Step 3: Keep VAT realistic
Domestic energy in the UK is typically charged at 5% VAT. If you are modeling unusual circumstances, update the VAT field manually.
Step 4: Adjust for occupancy months
If you are moving house, only occupying for part of the year, or forecasting a tenancy period, set occupancy to 1 to 12 months. This scales usage and standing charges proportionally and gives a practical planning estimate.
Step 5: Review annual and monthly results
The chart separates energy charge, standing charge, and VAT so you can see what drives your bill. This helps you pick the right strategy: reduce consumption, switch tariff, or both.
Practical ways to reduce natural gas costs in the UK
- Lower flow temperature on modern boilers where appropriate and safe to improve efficiency.
- Use room thermostats and radiator valves to avoid heating unused rooms.
- Improve loft and cavity insulation to cut heat loss.
- Bleed radiators and maintain system pressure to improve heating performance.
- Track monthly usage and compare against degree of cold weather, not just raw spend.
- Submit regular meter readings to avoid estimated billing drift.
- Compare fixed and variable tariffs with your own usage profile instead of headline discounts.
Where people miscalculate
- Forgetting standing charge entirely.
- Comparing monthly direct debit amounts rather than tariff unit economics.
- Mixing electricity and gas figures when checking account statements.
- Using winter month usage and annualising it without seasonal adjustment.

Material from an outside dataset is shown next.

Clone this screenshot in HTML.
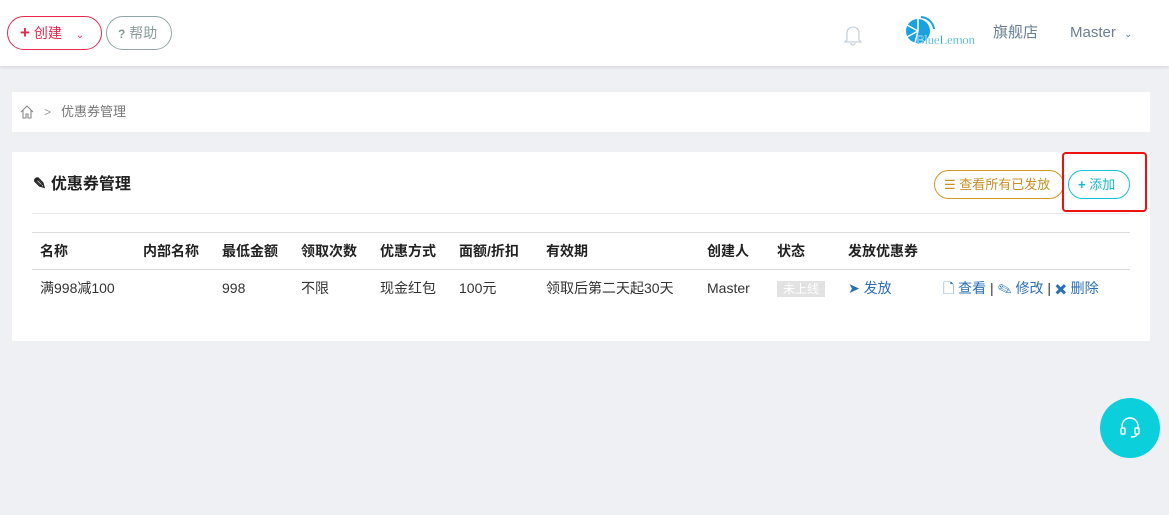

- Ignoring VAT when trying to match supplier totals.
Data sources you should trust
For accurate policy and market reference points, use official UK datasets and regulator publications:
- Ofgem energy price cap information
- UK government annual domestic energy price statistics
- Office for National Statistics energy and inflation data
How to interpret those sources with this calculator
Ofgem data helps you benchmark tariff levels and understand regulated default tariff limits. Government statistical datasets help you track longer term changes in household energy prices. ONS inflation releases help you see how energy costs compare to wider household expenditure pressure. Together, these sources let you place your own household numbers in context and make decisions with more confidence.
Advanced planning: scenario modeling for 12 to 24 months
If you want a stronger financial plan, run at least three scenarios in this calculator: conservative (higher tariff), central (current tariff), and optimistic (lower tariff after switching). Then compare outcomes with your annual household budget. This method is simple but effective, especially if your mortgage, rent, or childcare costs are also changing.
You can also model efficiency upgrades. For example, if insulation or heating controls might reduce usage by 10%, lower annual kWh input by that amount and compare annual savings. This gives a realistic estimate of payback potential before you spend money.
Landlords and letting agents
For managed properties, this tool is useful for setting tenant guidance on expected running costs. You can create an annual estimate at low, medium, and high usage bands and include all assumptions clearly. Transparency reduces disputes and helps tenants budget better, especially in older buildings with varied thermal performance.
Final checklist before you trust any gas bill estimate
- Usage is annual kWh, not monthly.
- Unit rate and standing charge are in pence and entered correctly.
- VAT rate is set properly.
- Occupancy period matches your planning horizon.
- You are comparing total annual cost, not only one tariff component.
With those checks done, a natural gas cost calculator becomes a powerful decision tool. You can switch tariff with confidence, forecast annual spending more accurately, and identify where efficiency improvements will deliver the strongest savings.